October 19, 2021
Hemovigilance is an evolving part of patient blood management intended to promote the development of processes to capture adverse consequences of blood therapy, according to Arthur Bracey, MD, from the Baylor St. Luke’s Medical Center and program chair of the education session “Leveraging the Electronic Health Record to Better Perform Hemovigilance in Hospital Based Settings,” held during the 2021 AABB Annual Meeting.
The first session speaker was Chester Andrzejewski, MD, from the University of Massachusetts Medical School, Baystate Health. He discussed what his institution is doing to enhance patient care via innovative electronic health records (EHRs) used to document hemotherapy. At Baystate, data are collected both by automated and manual approaches from the patient’s blood bank and EHR. The tools to tackle transfusion associated adverse events include hardware, software and “peopleware.” The hardware includes the EHR, transfusion medical services (TMS) and the laboratory information system (LIS). The software includes both electronic and paper-based forms, checklists, etc. The peopleware includes staff from the TMS and clinical labs, physician and nursing services, information technology, biostatisticians and patients.
Andrzejewski said that to track transfusion-associated adverse events, Baystate uses a hybrid system with both electronic and paper transfusion documentation. The paper forms are important for times when the computers are down. If electronic documentation is put in in real-time by nurses, a physician can review it from his office or anywhere else.
In addition to the standard documentation, the Baystate form includes calculated vital sign values, such as pulse and arterial pressure, and any changes from baseline systolic pressure at two points in time during the transfusion. There is also a place on the form to report a potential transfusion reaction; when one is reported, it automatically alerts the transfusion service.
He said that using this system has sped up the process of reporting suspected transfusion reactions. This “bedside and laboratory hemovigilance” — especially incorporating the use of patients’ EHRs — has had a key role in recognizing, managing and mitigating transfusion-associated adverse events.
The next speaker, Fernando Martinez, MD, MScPH, from the University of Texas MD Anderson Cancer Center, discussed the development of the hemovigilance unit both historically and, more specifically, at MD Anderson. He noted that transfusion is never risk-free and that a hemovigilance system captures adverse events related to the donation and transfusion of blood components to mitigate those risks and avoid future adverse events.

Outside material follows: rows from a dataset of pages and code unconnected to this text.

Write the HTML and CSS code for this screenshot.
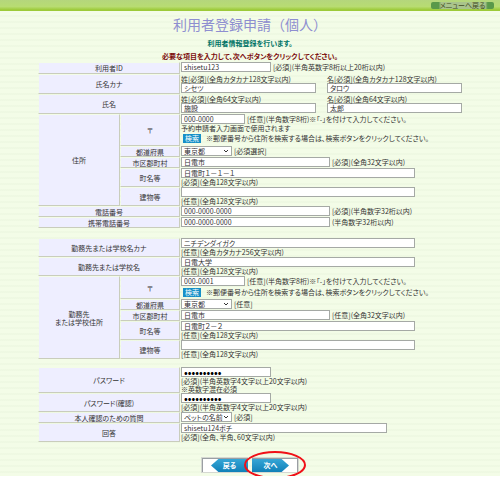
FILE: index.html
```html
<!DOCTYPE html>
<html lang="ja">
<head>
<meta charset="utf-8">
<title>利用者登録申請&#65288;個人&#65289;</title>
<link rel="stylesheet" href="styles.css">
</head>
<body>
<header class="topbar"><a class="menu" href="#">メニューへ戻る</a></header>
<main>
<h1>利用者登録申請&#65288;個人&#65289;</h1>
<p class="lead">利用者情報登録を行います。</p>
<p class="notice">必要な項目を入力して、次へボタンをクリックしてください。</p>
<form>
<table>
<colgroup><col class="c1"><col class="c2"><col></colgroup>
<tr class="id"><th colspan="2"><label for="uid">利用者ID</label></th><td><div class="line"><input class="w-id" id="uid" value="shisetu123"><span>[必須](半角英数字8桁以上20桁以内)</span></div></td></tr>
<tr class="name"><th colspan="2">氏名カナ</th><td><div class="pair"><label>姓[必須](全角カタカナ128文字以内)<input value="シセツ"></label><label>名[必須](全角カタカナ128文字以内)<input value="タロウ"></label></div></td></tr>
<tr class="name"><th colspan="2">氏名</th><td><div class="pair"><label>姓[必須](全角64文字以内)<input value="施設"></label><label>名[必須](全角64文字以内)<input value="太郎"></label></div></td></tr>
<tr class="zip-long"><th rowspan="5">住所</th><th><label for="zip">〒</label></th><td><div class="line"><input class="w-zip" id="zip" value="000-0000"><span>[任意](半角数字8桁)※「-」を付けて入力してください。</span></div><div>予約申請者入力画面で使用されます</div><div class="find"><button type="button">検索</button><span>※郵便番号から住所を検索する場合は、検索ボタンをクリックしてください。</span></div></td></tr>
<tr class="single"><th><label for="pref">都道府県</label></th><td><div class="line"><select id="pref"><option>東京都</option></select><span>[必須選択]</span></div></td></tr>
<tr class="single"><th><label for="city">市区郡町村</label></th><td><div class="line"><input class="w-mid" id="city" value="日電市"><span>[必須](全角32文字以内)</span></div></td></tr>
<tr class="double"><th><label for="town">町名等</label></th><td><input class="w-long" id="town" value="日電町&#65297;&#65293;&#65297;&#65293;&#65297;"><div>[必須](全角128文字以内)</div></td></tr>
<tr class="double"><th><label for="bldg">建物等</label></th><td><input class="w-long" id="bldg"><div>[任意](全角128文字以内)</div></td></tr>
<tr class="single"><th colspan="2"><label for="tel">電話番号</label></th><td><div class="line"><input class="w-mid" id="tel" value="000-0000-0000"><span>[必須](半角数字32桁以内)</span></div></td></tr>
<tr class="single"><th colspan="2"><label for="mobile">携帯電話番号</label></th><td><div class="line"><input class="w-mid" id="mobile" value="000-0000-0000"><span>(半角数字32桁以内)</span></div></td></tr>
</table>
<table class="work">
<colgroup><col class="c1"><col class="c2"><col></colgroup>
<tr class="double"><th colspan="2"><label for="workkana">勤務先または学校名カナ</label></th><td><input class="w-long" id="workkana" value="ニチデンダイガク"><div>[任意](全角カタカナ256文字以内)</div></td></tr>
<tr class="double"><th colspan="2"><label for="work">勤務先または学校名</label></th><td><input class="w-long" id="work" value="日電大学"><div>[任意](全角128文字以内)</div></td></tr>
<tr class="zip-short"><th rowspan="5">勤務先<br>または学校住所</th><th><label for="wzip">〒</label></th><td><div class="line"><input class="w-zip" id="wzip" value="000-0001"><span>[任意](半角数字8桁)※「-」を付けて入力してください。</span></div><div class="find"><button type="button">検索</button><span>※郵便番号から住所を検索する場合は、検索ボタンをクリックしてください。</span></div></td></tr>
<tr class="single"><th><label for="wpref">都道府県</label></th><td><div class="line"><select id="wpref"><option>東京都</option></select><span>[任意]</span></div></td></tr>
<tr class="single"><th><label for="wcity">市区郡町村</label></th><td><div class="line"><input class="w-mid" id="wcity" value="日電市"><span>[任意](全角32文字以内)</span></div></td></tr>
<tr class="double"><th><label for="wtown">町名等</label></th><td><input class="w-long" id="wtown" value="日電町&#65298;&#65293;&#65298;"><div>[任意](全角128文字以内)</div></td></tr>
<tr class="double"><th><label for="wbldg">建物等</label></th><td><input class="w-long" id="wbldg"><div>[任意](全角128文字以内)</div></td></tr>
</table>
<table>
<colgroup><col class="c1"><col class="c2"><col></colgroup>
<tr class="triple"><th colspan="2"><label for="pw">パスワード</label></th><td><input class="w-id" type="password" id="pw" value="abcdefghij"><div>[必須](半角英数字4文字以上20文字以内)</div><div>※英数字混在必須</div></td></tr>
<tr class="double"><th colspan="2"><label for="pw2">パスワード(確認)</label></th><td><input class="w-id" type="password" id="pw2" value="abcdefghij"><div>[必須](半角英数字4文字以上20文字以内)</div></td></tr>
<tr class="single"><th colspan="2"><label for="q">本人確認のための質問</label></th><td><div class="line"><select id="q"><option>ペットの名前</option></select><span>[必須]</span></div></td></tr>
<tr class="double"><th colspan="2"><label for="ans">回答</label></th><td><input class="w-ans" id="ans" value="shisetu124ポチ"><div>[必須](全角、半角、60文字以内)</div></td></tr>
</table>
<div class="actions">
<button type="button" class="nav back"><span>戻る</span></button>
<div class="marked">
<button type="button" class="nav next"><span>次へ</span></button>
<svg class="ring" viewBox="0 0 64 30" aria-hidden="true"><ellipse cx="32" cy="15" rx="30" ry="13" fill="none" stroke="#f01018" stroke-width="2"/></svg>
</div>
</div>
</form>
</main>
</body>
</html>
```

FILE: styles.css
```css
* { box-sizing: border-box; }
body {
  margin: 0;
  background: #fff;
  color: #333;
  font: 7px/8px "Noto Sans CJK JP", sans-serif;
  font-feature-settings: "palt";
}
.topbar {
  display: flex;
  justify-content: flex-end;
  height: 11px;
  padding: 2px 6px 0 0;
  background: linear-gradient(#b4d67c, #b8dc72 60%, #9cca38 90%);
}
.menu {
  width: 63px;
  height: 7px;
  border-radius: 2px;
  background: linear-gradient(90deg, #5a994a 12%, #a9c38c 16%, #a9c38c 86%, #5a994a 90%);
  color: #3f4a20;
  line-height: 7px;
  text-align: center;
  text-decoration: none;
}
main {
  padding: 3px 38px;
  background: repeating-linear-gradient(#f3fce7 0, #f3fce7 4px, #eaf5de 5px, #f3fce7 6px);
}
h1 {
  margin: 0;
  color: #8e8ed0;
  font-size: 14px;
  font-weight: 400;
  font-feature-settings: normal;
  line-height: 20px;
  text-align: center;
}
p { margin: 0; font-weight: 700; text-align: center; }
.lead { padding-top: 5px; color: #007466; }
.notice { padding: 5px 0 2px; color: #7c0c0c; }
table { width: 100%; table-layout: fixed; border-spacing: 0; margin-bottom: 10px; }
.work { margin-bottom: 8px; }
.c1 { width: 82px; }
.c2 { width: 60px; }
th {
  padding: 0;
  border: 1px solid transparent;
  border-right-color: #c9cdbc;
  border-bottom-color: #c9cdbc;
  background: #eeeeff;
  background-clip: padding-box;
  font-weight: 400;
  line-height: 8px;
}
td { padding: 0 0 0 1px; vertical-align: top; white-space: nowrap; }
.id { height: 12px; }
.name { height: 20px; }
.zip-long { height: 32px; }
.zip-short { height: 23px; }
.single { height: 11px; }
.double { height: 19px; }
.triple { height: 26px; }
.line, .find { display: flex; align-items: center; gap: 2px; height: 10px; }
.find { gap: 5px; height: 12px; padding-left: 2px; }
.pair { display: flex; gap: 11px; padding-top: 1px; }
.pair label { width: 135px; }
input, select {
  display: block;
  height: 10px;
  margin: 0;
  padding: 0 2px;
  border: 1px solid #a5a9a5;
  border-radius: 0;
  background: #fff;
  color: #333;
  font: inherit;
  font-feature-settings: inherit;
}
input[type="password"] { color: #000; font-size: 11px; line-height: 8px; }
.pair input { width: 100%; }
.w-id { width: 90px; }
.w-zip { width: 64px; }
.w-mid { width: 149px; }
.w-long { width: 234px; }
.w-ans { width: 206px; }
select {
  width: 51px;
  appearance: none;
  background: #fff url("data:image/svg+xml,%3Csvg xmlns='http://www.w3.org/2000/svg' viewBox='0 0 6 4'%3E%3Cpath d='M1 1l2 2 2-2' fill='none' stroke='%23333'/%3E%3C/svg%3E") no-repeat right 2px center / 6px 4px;
}
button { margin: 0; padding: 0; border: 0; font: inherit; color: #fff; }
.find button { width: 18px; height: 9px; background: #1690c8; line-height: 8px; }
.actions { display: flex; justify-content: center; gap: 4px; margin-top: 15px; }
.nav {
  display: flex;
  width: 47px;
  height: 16px;
  padding: 1px;
  border: 1px solid #d5d8d2;
  background: #fff;
  box-shadow: inset 1px 1px #9a9fa3;
}
.nav span {
  width: 37px;
  height: 13px;
  background: linear-gradient(#36a6d6, #1080b8);
  font-weight: 700;
  line-height: 13px;
}
.back { justify-content: flex-end; border-right: 0; padding-right: 0; }
.back span { clip-path: polygon(0 50%, 20% 0, 100% 0, 100% 100%, 20% 100%); }
.next { border-left: 0; padding-left: 0; box-shadow: inset -1px 1px #9a9fa3; }
.next span { clip-path: polygon(0 0, 80% 0, 100% 50%, 80% 100%, 0 100%); }
.marked { position: relative; }
.ring { position: absolute; left: -9px; top: -7px; width: 64px; height: 30px; pointer-events: none; }
```
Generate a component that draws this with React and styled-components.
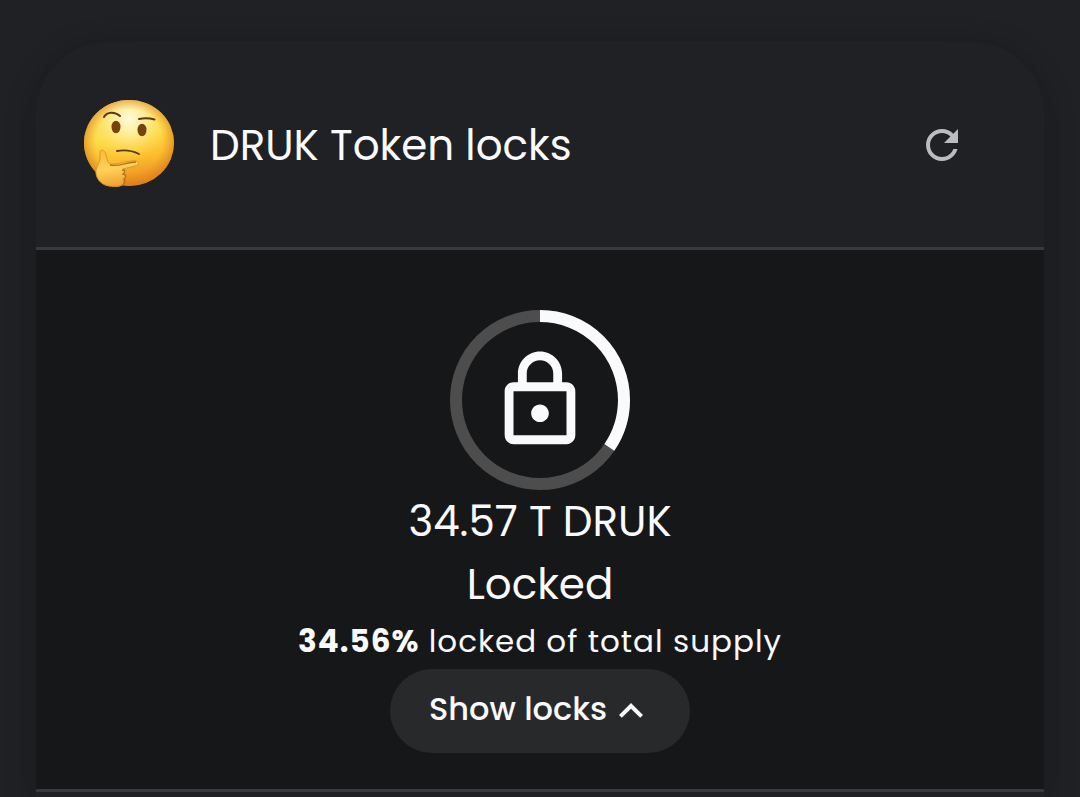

Hemovigilance systems were introduced at the end of the last century, with the first being the French system followed by the British Serious Hazards of Transfusion (SHOT) reporting system. The United States implemented the National Healthcare Safety Network (NHSN) Biovigilance Component Hemovigilance Module to track adverse transfusion events. Martinez noted that all of these different systems have methodological differences in data collection plus differences in definitions and times.
Overall, there is an adverse reaction rate of 0.22% across all of these different hemovigilance systems. Although transfusion reactions are usually captured by a passive reporting system, many more are identified by active surveillance, which is more accurate.
In 2019, MD Anderson Cancer Center developed the Hemovigilance Unit with the premise that knowledge about transfusion reactions could be improved. The Hemovigilance Unit is a hospital-based system embedded in the EHR that uses an algorithm based on NHSN definitions. The goal of this system is to detect events that are temporally related to transfusion to allow for real-time detection of transfusion reactions.
Collaboration with the nursing staff and other health providers is key to the program, as early detection leads to better outcomes.
The EHR-based dashboard allows quick access into the medical record, so all patients can be evaluated virtually as new information enters the EHR. The risk score allows for prioritization so providers can focus more frequent reviews on patients with the highest risk.
Martinez concluded that real-time reporting and active collaboration between the nursing and laboratory medicine staff has resulted in increased safety for patients. Specialist advanced providers can reach a patient within 12-15 minutes of an adverse event being detected and stop the transfusion. In addition, the institution has been able to increase detection of adverse events — and provide early interventions — at a transfusion reaction rate of 1.3% in their population of patients with cancer. This higher rate probably reflects the true rate of transfusion reactions, Martinez said.